Michael Bartolic handles ERISA § 502 claims in Chicago and the rest of Illinois against group long term disability insurance policies for disability benefits payable, and where appropriate, against the administrators of the plans who’s breach of fiduciary duty harmed the participant. Michael Bartolic has successfully obtained long term disability benefits for clients suffering from all kinds of conditions, including:
- Chronic Fatigue Syndrome
- Complex Regional Pain Syndrome
- Lumbar/Cervical Spine Deformities
- Alzheimer’s Disease and Other Forms of Early Onset Dementia
- Chiari Malformations
- Atrial Fibrillation
- Congestive Heart Failure
- Vertiginous Disorders and Chronic Dizziness
- Pulmonary Conditions
- Diminished Eyesight
- Loss of Use of a Limb
- Hepatitis C
- Anxiety, Depression, and other Mental Health Disorders
- And many more
Even in seemingly clear cases of disability, claimants going it alone without the help of an ERISA lawyer are almost always denied benefits. Disability contains 3 dimensions to the analysis: a medical component, a vocational component, and a contractual component. How these 3 aspects work together to determine if you are disabled can be complex, and provides the insurer with more bases to deny your claim. Oftentimes, the claimant was awarded disability benefits from Social Security and from the short term disability plan with little resistance only to face an uphill battle with the long term disability insurer. Clients often posit “how can the insurer not see that I am disabled?” The answer is because the insurer has a financial incentive to deny your claim, and your claim is essentially a bundle of paper to the insurer, not a person. Michael Bartolic adds value to long term disability claims by completing the disability puzzle for the insurer, and humanizing your claim, so the insurer sees you as a disabled person, rather than a file with “no objective evidence supporting disability.”

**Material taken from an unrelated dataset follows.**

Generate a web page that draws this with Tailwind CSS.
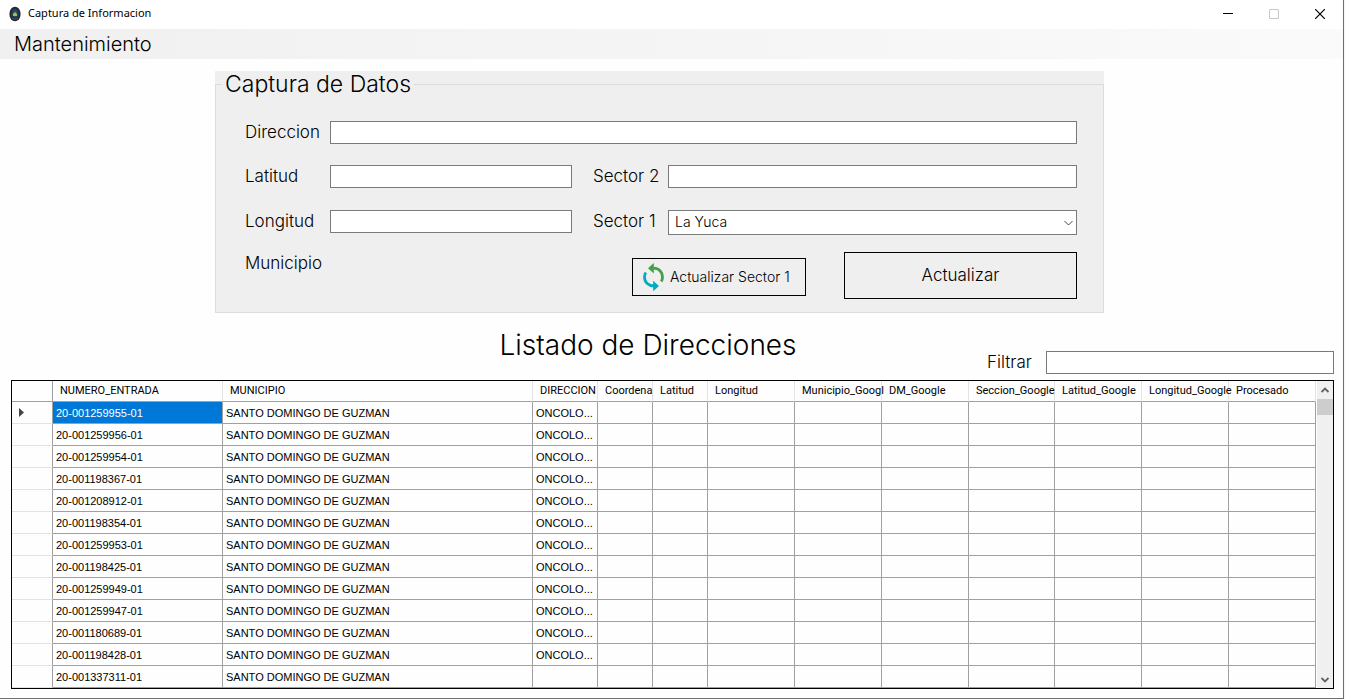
<!DOCTYPE html>
<html lang="es">
<head>
<meta charset="utf-8">
<title>Captura de Informacion</title>
<script src="https://cdn.jsdelivr.net/npm/@tailwindcss/browser@4"></script>
</head>
<body class="bg-[#f4f4f4] pr-px text-black font-[Inter,sans-serif] font-light">
<div class="flex min-h-screen flex-col border-r border-b border-[#6e6e6e] bg-[#fefefe]">
  <header class="flex h-[29px] items-center bg-white pb-[2px] pl-2 font-['Noto_Sans',sans-serif] font-normal">
    <svg class="h-4 w-4" viewBox="0 0 16 16" aria-hidden="true">
      <ellipse cx="7" cy="8" rx="5.6" ry="7.3" fill="#33221c"/>
      <ellipse cx="7" cy="8" rx="4.2" ry="5.8" fill="#123c63"/>
      <ellipse cx="7" cy="7.5" rx="2.7" ry="4" fill="#174f73"/>
      <path d="M5 10V8l2-2 2 2v2z" fill="#b9b548"/>
      <path d="M4 12.5q3 1.5 6 0" stroke="#5c4a35" fill="none"/>
    </svg>
    <span class="ml-1 text-[11px]">Captura de Informacion</span>
    <div class="ml-auto flex h-full">
      <button aria-label="Minimizar" class="flex w-[46px] items-center justify-center"><svg class="h-[10px] w-[10px]" viewBox="0 0 10 10"><path d="M0 4.5h10" stroke="#000"/></svg></button>
      <button aria-label="Maximizar" disabled class="flex w-[46px] items-center justify-center"><svg class="h-[10px] w-[10px]" viewBox="0 0 10 10"><path d="M.5.5h9v9h-9z" stroke="#c8c8c8" fill="none"/></svg></button>
      <button aria-label="Cerrar" class="flex w-[46px] items-center justify-center"><svg class="h-[10px] w-[10px]" viewBox="0 0 10 10"><path d="M0 0l10 10M10 0L0 10" stroke="#000" stroke-width="1.2"/></svg></button>
    </div>
  </header>
  <nav class="flex h-[30px] items-center bg-linear-to-r from-[#f0f0f0] to-[#fafafa] pl-[14px]">
    <button class="text-[20px]">Mantenimiento</button>
  </nav>

  <main class="flex flex-1 flex-col pr-[9px] pb-[9px] pl-[11px]">
    <form class="mt-3 mr-[230px] ml-[204px] bg-[#efefef]">
      <fieldset class="border border-[#dcdcdc] pr-[26px] pb-[13px] pl-[29px]">
        <legend class="-ml-[23px] h-[26px] px-[3px] text-[23px] leading-[26px]">Captura de Datos</legend>
        <div class="grid grid-cols-[85px_242fr_96px_409fr] items-start gap-y-[21px] pt-6 text-[17px]">
          <label for="dir" class="leading-[23px]">Direccion</label>
          <input id="dir" type="text" class="col-span-3 h-[23px] border border-[#7a7a7a] bg-white px-1 text-sm">
          <label for="lat" class="leading-[23px]">Latitud</label>
          <input id="lat" type="text" class="h-[23px] min-w-0 border border-[#7a7a7a] bg-white px-1 text-sm">
          <label for="s2" class="pl-[21px] leading-[23px]">Sector 2</label>
          <input id="s2" type="text" class="mb-px h-[23px] min-w-0 border border-[#7a7a7a] bg-white px-1 text-sm">
          <label for="lon" class="leading-[23px]">Longitud</label>
          <input id="lon" type="text" class="h-[23px] min-w-0 border border-[#7a7a7a] bg-white px-1 text-sm">
          <label for="s1" class="pl-[21px] leading-[23px]">Sector 1</label>
          <div class="relative">
            <select id="s1" class="block h-[25px] w-full appearance-none border border-[#7a7a7a] bg-white px-[6px] pb-[2px] text-[14px]"><option>La Yuca</option></select>
            <svg class="pointer-events-none absolute top-[10px] right-1 h-[6px] w-[9px]" viewBox="0 0 9 6" aria-hidden="true"><path d="M.5 1l4 4 4-4" stroke="#444" fill="none"/></svg>
          </div>
        </div>
        <div class="mt-[17px] flex items-end">
          <span class="self-start text-[17px] leading-[23px]">Municipio</span>
          <button type="button" class="mr-[38px] mb-[3px] ml-auto flex h-[38px] w-[174px] items-center border border-black pl-[9px] text-[14px]">
            <svg class="mr-1 h-[30px] w-6 shrink-0" viewBox="0 0 24 30" aria-hidden="true">
              <path d="M11.5 6.2C17 6.200 20.500 10 20.500 15c0 1.800-.4 3.200-1.300 4.500" stroke="#43a047" stroke-width="2.800" fill="none"/>
              <path d="M6 6.200L11.800 1v10.500z" fill="#43a047"/>
              <path d="M3.800 10.500C2.800 12 2.500 13.500 2.500 15.200c0 5 4 8.800 9.500 8.800" stroke="#00acc1" stroke-width="2.800" fill="none"/>
              <path d="M17 24l-5.800-5.300V29.200z" fill="#00acc1"/>
            </svg>
            <span class="pb-[2px] whitespace-nowrap">Actualizar Sector 1</span>
          </button>
          <button type="button" class="h-[47px] w-[233px] border border-black text-[17px]">Actualizar</button>
        </div>
      </fieldset>
    </form>

    <div class="mt-[13px] mb-[6px] flex h-12 items-start">
      <h1 class="ml-[298px] flex-1 text-center text-[28px] leading-[38px]">Listado de Direcciones</h1>
      <div class="flex items-center self-end">
        <label for="filtro" class="w-[59px] text-[17px] leading-[23px]">Filtrar</label>
        <input id="filtro" type="text" class="h-[23px] w-[288px] border border-[#7a7a7a] bg-white px-1 text-sm">
      </div>
    </div>

    <section class="flex border border-black bg-[#fefefe]">
      <div class="min-w-0 flex-1">
        <table class="w-full table-fixed border-separate border-spacing-0 text-left font-['Liberation_Sans',sans-serif] text-[11px] leading-[20px] font-normal whitespace-nowrap">
          <colgroup><col class="w-[41px]"><col class="w-[170px]"><col class="w-[310px]"><col class="w-[65px]"><col class="w-[55px]"><col class="w-[55px]"><col class="w-[87px]"><col class="w-[87px]"><col class="w-[87px]"><col class="w-[86px]"><col class="w-[87px]"><col class="w-[87px]"><col class="w-[87px]"></colgroup>
          <thead class="font-[Roboto,sans-serif]"><tr id="head" class="h-[21px]"></tr></thead>
          <tbody id="rows"></tbody>
        </table>
      </div>
      <div class="ml-px flex w-4 flex-col items-center bg-[#f0f0f0]" aria-hidden="true">
        <svg class="my-[6px] h-[6px] w-2 shrink-0" viewBox="0 0 8 6"><path d="M.5 5L4 1.500 7.500 5" stroke="#606060" stroke-width="1.800" fill="none"/></svg>
        <div class="h-[16px] w-full bg-[#cdcdcd]"></div>
        <svg class="mt-auto mb-[5px] h-[6px] w-2 shrink-0" viewBox="0 0 8 6"><path d="M.5 1L4 4.500 7.500 1" stroke="#606060" stroke-width="1.800" fill="none"/></svg>
      </div>
    </section>
  </main>
</div>
<script>
  const heads = ['', 'NUMERO_ENTRADA', 'MUNICIPIO', 'DIRECCION', 'Coordena', 'Latitud', 'Longitud', 'Municipio_Googl', 'DM_Google', 'Seccion_Google', 'Latitud_Google', 'Longitud_Google', 'Procesado'];
  const ids = ['20-001259955-01', '20-001259956-01', '20-001259954-01', '20-001198367-01', '20-001208912-01', '20-001198354-01', '20-001259953-01', '20-001198425-01', '20-001259949-01', '20-001259947-01', '20-001180689-01', '20-001198428-01', '20-001337311-01'];
  document.getElementById('head').innerHTML = heads.map((h, i) =>
    `<th scope="col" class="border-r border-b border-b-[#a0a0a0] p-0 font-normal ${i ? 'border-r-[#e3e3e3] pl-[7px]' : 'border-r-[#a0a0a0]'}">${h}</th>`).join('');
  const marker = '<svg class="ml-[7px] h-[9px] w-[5px]" viewBox="0 0 5 9" aria-hidden="true"><path d="M0 0l5 4.500L0 9z" fill="#444"/></svg>';
  document.getElementById('rows').innerHTML = ids.map((id, r) => {
    const cells = [id, 'SANTO DOMINGO DE GUZMAN', r < 12 ? 'ONCOLO...' : '', '', '', '', '', '', '', '', '', ''];
    return `<tr class="h-[22px]"><td class="border-r border-b border-r-[#a0a0a0] border-b-[#e3e3e3] p-0">${r ? '' : marker}</td>` +
      cells.map((c, i) => `<td class="overflow-hidden border-r border-b border-[#a0a0a0] p-0 pl-[3px] ${!r && !i ? 'bg-[#0078d7] text-white' : ''}">${c}</td>`).join('') + '</tr>';
  }).join('');
</script>
</body>
</html>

Not only rank-and-file employees claim benefits under disability insurance plans. Often even executives, partners, accountants, lawyers and doctors develop disabling conditions preventing them from being able to work. We understand the unique vocational demands and stresses applicable to the disability of executives and managers that often do not present themselves in other disability benefit claims. Michael Bartolic has represented C-level executives in obtaining disability benefits for various conditions. These cases require a more acute focus on vocational evidence, and the extent to which the condition or treatment may interfere with the attention and concentration needed to perform your demanding occupation.
ERISA regulates the amount of time the administrator can take to render a decision on your claim, and you will be given a short amount of time after a denial to submit additional evidence supporting your claim and appeal the decision. The sooner you involve us in the process, the greater the chances of success on any claim. Your insurer will use any and every tool at its disposal to deny your claim, and consults lawyers in the process. The only way for you the level the playing field is by consulting with an attorney yourself.
Termination of Benefits Under “Any Job” Standard
In nearly all policies, the standard of disability will change after some period of time, most commonly 24 months. Often, claimants obtain long-term disability benefits initially, and subsequently receive a notice from the administrator advising that benefits will be terminated because the claimant no longer meets the definition of disability under the plan. In these cases, the standard of disability is harder to meet and you need to arm yourself with legal counsel to combat the insurers’ tactics and own lawyers. Executives and professionals often face particular difficulty, as the vocational element of the dispute becomes more complex.
Mental Health and Other 2-Year Limitations
In cases where there is a mental health condition, the administrator may advise you it will terminate benefits pursuant to a mental health clause, or other benefit limitation in the policy, limiting payment to no more than 24 months. Every policy is worded differently, and a plan administrator’s decision on whether a mental health condition, such as depression, has caused a disability or contributed to a disability, should not be taken for granted. We recognize the unique interaction between mental health conditions and physical conditions prevalent among executives, managers, and other professionals. Other bases insurers use to limit benefits include self-reporting conditions, chronic fatigue syndrome “and related conditions,” etc. As soon as you get such a notice, whether or not benefits have already been discontinued, you need to consult a lawyer to prepare for the appeal, because the sooner you involve us, the less time (if any) you will spend without receiving your monthly benefits.
Michael Bartolic has helped clients maintain their disability benefits by showing the client would meet the standard of disability independent of any mental health condition, and demonstrating seemingly self-reported conditions were really diagnoses based on objective criteria.
Claims for Benefits
We assist our clients in claiming benefits under both employer provided group disability plans and individual disability insurance policies. While we understand you may be hesitant to consult a lawyer unless and until absolutely necessary to do so, the earlier you involve an attorney, the greater your odds of ultimate success. The Firm assists clients at the initial claim stage on a reasonable fixed fee basis, which are significantly lower than when we have to appeal a claim denial. Best of all, even if your claim gets denied, the Firm will credit any fees you already paid towards fees for appellate representation. It’s a small price to pay for peace of mind.